▶

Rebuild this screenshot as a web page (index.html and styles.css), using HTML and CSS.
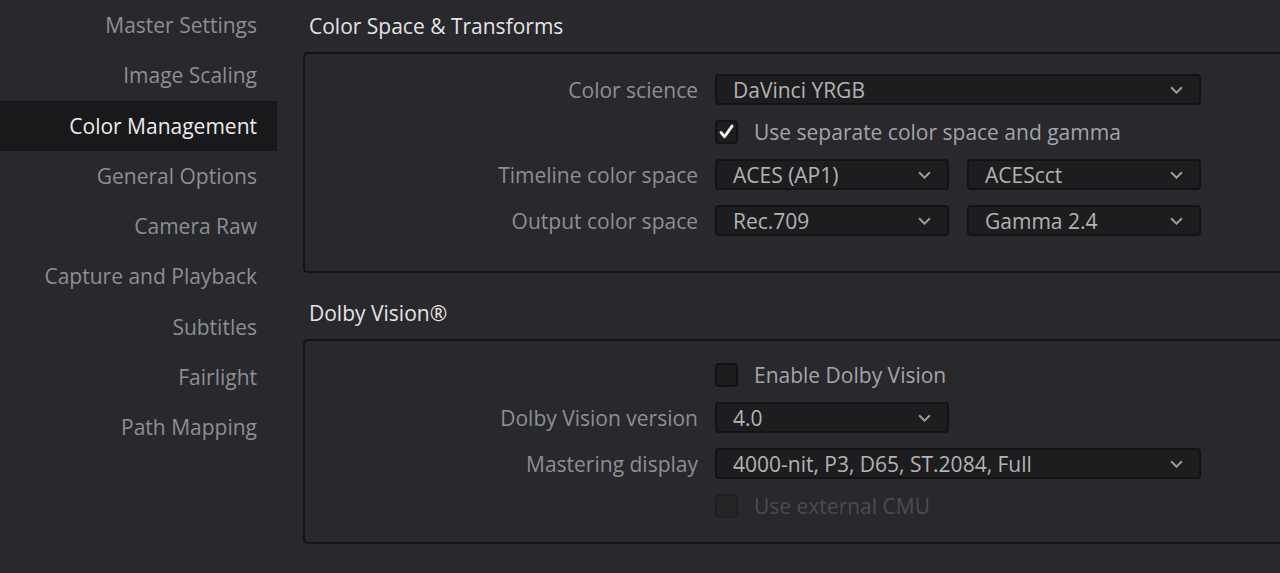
FILE: index.html
```html
<!DOCTYPE html>
<html lang="en">
<head>
  <meta charset="UTF-8" />
  <title>Project Settings</title>
  <link rel="stylesheet" href="styles.css">
</head>
<body>
  <div class="settings">
    <!-- Left column: settings categories -->
    <nav class="sidebar">
      <div class="nav-item">Master Settings</div>
      <div class="nav-item">Image Scaling</div>
      <div class="nav-item active">Color Management</div>
      <div class="nav-item">General Options</div>
      <div class="nav-item">Camera Raw</div>
      <div class="nav-item">Capture and Playback</div>
      <div class="nav-item">Subtitles</div>
      <div class="nav-item">Fairlight</div>
      <div class="nav-item">Path Mapping</div>
    </nav>

    <main class="content">
      <!-- Color Space & Transforms -->
      <h2 class="section-title">Color Space &amp; Transforms</h2>
      <div class="panel panel-color">
        <div class="row">
          <label class="label">Color science</label>
          <div class="select wide"><span>DaVinci YRGB</span><svg class="chev" viewBox="0 0 12 7"><path d="M1 1l5 5 5-5"/></svg></div>
        </div>
        <div class="row check-row">
          <span class="label"></span>
          <div class="check on"><svg viewBox="0 0 24 24"><path d="M5 12.5l4.5 5.5L19 4.5"/></svg></div>
          <span class="check-text">Use separate color space and gamma</span>
        </div>
        <div class="row">
          <label class="label">Timeline color space</label>
          <div class="select half"><span>ACES (AP1)</span><svg class="chev" viewBox="0 0 12 7"><path d="M1 1l5 5 5-5"/></svg></div>
          <div class="select half"><span>ACEScct</span><svg class="chev" viewBox="0 0 12 7"><path d="M1 1l5 5 5-5"/></svg></div>
        </div>
        <div class="row">
          <label class="label">Output color space</label>
          <div class="select half"><span>Rec.709</span><svg class="chev" viewBox="0 0 12 7"><path d="M1 1l5 5 5-5"/></svg></div>
          <div class="select half"><span>Gamma 2.4</span><svg class="chev" viewBox="0 0 12 7"><path d="M1 1l5 5 5-5"/></svg></div>
        </div>
      </div>

      <!-- Dolby Vision -->
      <h2 class="section-title">Dolby Vision®</h2>
      <div class="panel panel-dolby">
        <div class="row check-row">
          <span class="label"></span>
          <div class="check"></div>
          <span class="check-text">Enable Dolby Vision</span>
        </div>
        <div class="row">
          <label class="label">Dolby Vision version</label>
          <div class="select half"><span>4.0</span><svg class="chev" viewBox="0 0 12 7"><path d="M1 1l5 5 5-5"/></svg></div>
        </div>
        <div class="row">
          <label class="label">Mastering display</label>
          <div class="select wide"><span>4000-nit, P3, D65, ST.2084, Full</span><svg class="chev" viewBox="0 0 12 7"><path d="M1 1l5 5 5-5"/></svg></div>
        </div>
        <div class="row check-row disabled">
          <span class="label"></span>
          <div class="check"></div>
          <span class="check-text">Use external CMU</span>
        </div>
      </div>
    </main>
  </div>
</body>
</html>
```

FILE: styles.css
```css
body {
  margin: 0;
  background: #28282d;
  font-family: "Open Sans", "Noto Sans", sans-serif;
  font-size: 21px;
  overflow: hidden;
}

.settings {
  display: flex;
  height: 573px;
}

/* sidebar */
.sidebar {
  width: 277px;
  flex-shrink: 0;
}

.nav-item {
  height: 50.25px;
  line-height: 50px;
  text-align: right;
  padding-right: 20px;
  color: #8d8f93;
}

.nav-item.active {
  background: #19191b;
  color: #ececec;
}

/* right side */
.content {
  flex: 1;
  padding-left: 26px;
  min-width: 0;
}

.section-title {
  margin: 0;
  font-size: 21px;
  font-weight: normal;
  color: #e4e4e4;
  height: 52px;
  line-height: 52px;
  padding-left: 6px;
}

.section-title + .panel + .section-title {
  margin-top: 14px;
}

.panel {
  border: 2px solid #141416;
  border-right: none;
  border-radius: 5px 0 0 5px;
  margin-right: -20px;
  display: flex;
  flex-direction: column;
  gap: 15px;
}

.panel-color {
  padding: 20px 0 35px;
}

.panel-dolby {
  padding: 22px 0 24px;
}

.row {
  display: flex;
  align-items: center;
  height: 31px;
}

.check-row {
  height: 24px;
}

.label {
  width: 393px;
  flex-shrink: 0;
  text-align: right;
  padding-right: 17px;
  color: #8d8f93;
  box-sizing: content-box;
}

/* dropdowns */
.select {
  box-sizing: border-box;
  height: 31px;
  background: #1d1d1f;
  border: 2px solid #131315;
  border-radius: 4px;
  display: flex;
  align-items: center;
  justify-content: space-between;
  padding: 0 16px;
  color: #b3b3b3;
}

.select.wide {
  width: 486px;
}

.select.half {
  width: 234px;
  margin-right: 18px;
}

.chev {
  width: 13px;
  height: 8px;
  fill: none;
  stroke: #9c9c9c;
  stroke-width: 1.8;
}

/* checkboxes */
.check {
  box-sizing: border-box;
  width: 23px;
  height: 24px;
  background: #1d1d1f;
  border: 2px solid #131315;
  border-radius: 4px;
  margin-right: 16px;
  display: flex;
  align-items: center;
  justify-content: center;
}

.check svg {
  width: 22px;
  height: 22px;
  fill: none;
  stroke: #f4f4f4;
  stroke-width: 3.6;
  stroke-linecap: round;
  stroke-linejoin: round;
}

.check-text {
  color: #a3a5a8;
}

.disabled .check {
  background: #242427;
  border-color: #202023;
}

.disabled .check-text {
  color: #4c4c52;
}
```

◀

### Exercise requirements
Without the pictures, write out the whole listing above exactly as it appears.

### Response below
Rebuild this screenshot as a web page (index.html and styles.css), using HTML and CSS.
FILE: index.html
```html
<!DOCTYPE html>
<html lang="en">
<head>
  <meta charset="UTF-8" />
  <title>Project Settings</title>
  <link rel="stylesheet" href="styles.css">
</head>
<body>
  <div class="settings">
    <!-- Left column: settings categories -->
    <nav class="sidebar">
      <div class="nav-item">Master Settings</div>
      <div class="nav-item">Image Scaling</div>
      <div class="nav-item active">Color Management</div>
      <div class="nav-item">General Options</div>
      <div class="nav-item">Camera Raw</div>
      <div class="nav-item">Capture and Playback</div>
      <div class="nav-item">Subtitles</div>
      <div class="nav-item">Fairlight</div>
      <div class="nav-item">Path Mapping</div>
    </nav>

    <main class="content">
      <!-- Color Space & Transforms -->
      <h2 class="section-title">Color Space &amp; Transforms</h2>
      <div class="panel panel-color">
        <div class="row">
          <label class="label">Color science</label>
          <div class="select wide"><span>DaVinci YRGB</span><svg class="chev" viewBox="0 0 12 7"><path d="M1 1l5 5 5-5"/></svg></div>
        </div>
        <div class="row check-row">
          <span class="label"></span>
          <div class="check on"><svg viewBox="0 0 24 24"><path d="M5 12.5l4.5 5.5L19 4.5"/></svg></div>
          <span class="check-text">Use separate color space and gamma</span>
        </div>
        <div class="row">
          <label class="label">Timeline color space</label>
          <div class="select half"><span>ACES (AP1)</span><svg class="chev" viewBox="0 0 12 7"><path d="M1 1l5 5 5-5"/></svg></div>
          <div class="select half"><span>ACEScct</span><svg class="chev" viewBox="0 0 12 7"><path d="M1 1l5 5 5-5"/></svg></div>
        </div>
        <div class="row">
          <label class="label">Output color space</label>
          <div class="select half"><span>Rec.709</span><svg class="chev" viewBox="0 0 12 7"><path d="M1 1l5 5 5-5"/></svg></div>
          <div class="select half"><span>Gamma 2.4</span><svg class="chev" viewBox="0 0 12 7"><path d="M1 1l5 5 5-5"/></svg></div>
        </div>
      </div>

      <!-- Dolby Vision -->
      <h2 class="section-title">Dolby Vision®</h2>
      <div class="panel panel-dolby">
        <div class="row check-row">
          <span class="label"></span>
          <div class="check"></div>
          <span class="check-text">Enable Dolby Vision</span>
        </div>
        <div class="row">
          <label class="label">Dolby Vision version</label>
          <div class="select half"><span>4.0</span><svg class="chev" viewBox="0 0 12 7"><path d="M1 1l5 5 5-5"/></svg></div>
        </div>
        <div class="row">
          <label class="label">Mastering display</label>
          <div class="select wide"><span>4000-nit, P3, D65, ST.2084, Full</span><svg class="chev" viewBox="0 0 12 7"><path d="M1 1l5 5 5-5"/></svg></div>
        </div>
        <div class="row check-row disabled">
          <span class="label"></span>
          <div class="check"></div>
          <span class="check-text">Use external CMU</span>
        </div>
      </div>
    </main>
  </div>
</body>
</html>
```

FILE: styles.css
```css
body {
  margin: 0;
  background: #28282d;
  font-family: "Open Sans", "Noto Sans", sans-serif;
  font-size: 21px;
  overflow: hidden;
}

.settings {
  display: flex;
  height: 573px;
}

/* sidebar */
.sidebar {
  width: 277px;
  flex-shrink: 0;
}

.nav-item {
  height: 50.25px;
  line-height: 50px;
  text-align: right;
  padding-right: 20px;
  color: #8d8f93;
}

.nav-item.active {
  background: #19191b;
  color: #ececec;
}

/* right side */
.content {
  flex: 1;
  padding-left: 26px;
  min-width: 0;
}

.section-title {
  margin: 0;
  font-size: 21px;
  font-weight: normal;
  color: #e4e4e4;
  height: 52px;
  line-height: 52px;
  padding-left: 6px;
}

.section-title + .panel + .section-title {
  margin-top: 14px;
}

.panel {
  border: 2px solid #141416;
  border-right: none;
  border-radius: 5px 0 0 5px;
  margin-right: -20px;
  display: flex;
  flex-direction: column;
  gap: 15px;
}

.panel-color {
  padding: 20px 0 35px;
}

.panel-dolby {
  padding: 22px 0 24px;
}

.row {
  display: flex;
  align-items: center;
  height: 31px;
}

.check-row {
  height: 24px;
}

.label {
  width: 393px;
  flex-shrink: 0;
  text-align: right;
  padding-right: 17px;
  color: #8d8f93;
  box-sizing: content-box;
}

/* dropdowns */
.select {
  box-sizing: border-box;
  height: 31px;
  background: #1d1d1f;
  border: 2px solid #131315;
  border-radius: 4px;
  display: flex;
  align-items: center;
  justify-content: space-between;
  padding: 0 16px;
  color: #b3b3b3;
}

.select.wide {
  width: 486px;
}

.select.half {
  width: 234px;
  margin-right: 18px;
}

.chev {
  width: 13px;
  height: 8px;
  fill: none;
  stroke: #9c9c9c;
  stroke-width: 1.8;
}

/* checkboxes */
.check {
  box-sizing: border-box;
  width: 23px;
  height: 24px;
  background: #1d1d1f;
  border: 2px solid #131315;
  border-radius: 4px;
  margin-right: 16px;
  display: flex;
  align-items: center;
  justify-content: center;
}

.check svg {
  width: 22px;
  height: 22px;
  fill: none;
  stroke: #f4f4f4;
  stroke-width: 3.6;
  stroke-linecap: round;
  stroke-linejoin: round;
}

.check-text {
  color: #a3a5a8;
}

.disabled .check {
  background: #242427;
  border-color: #202023;
}

.disabled .check-text {
  color: #4c4c52;
}
```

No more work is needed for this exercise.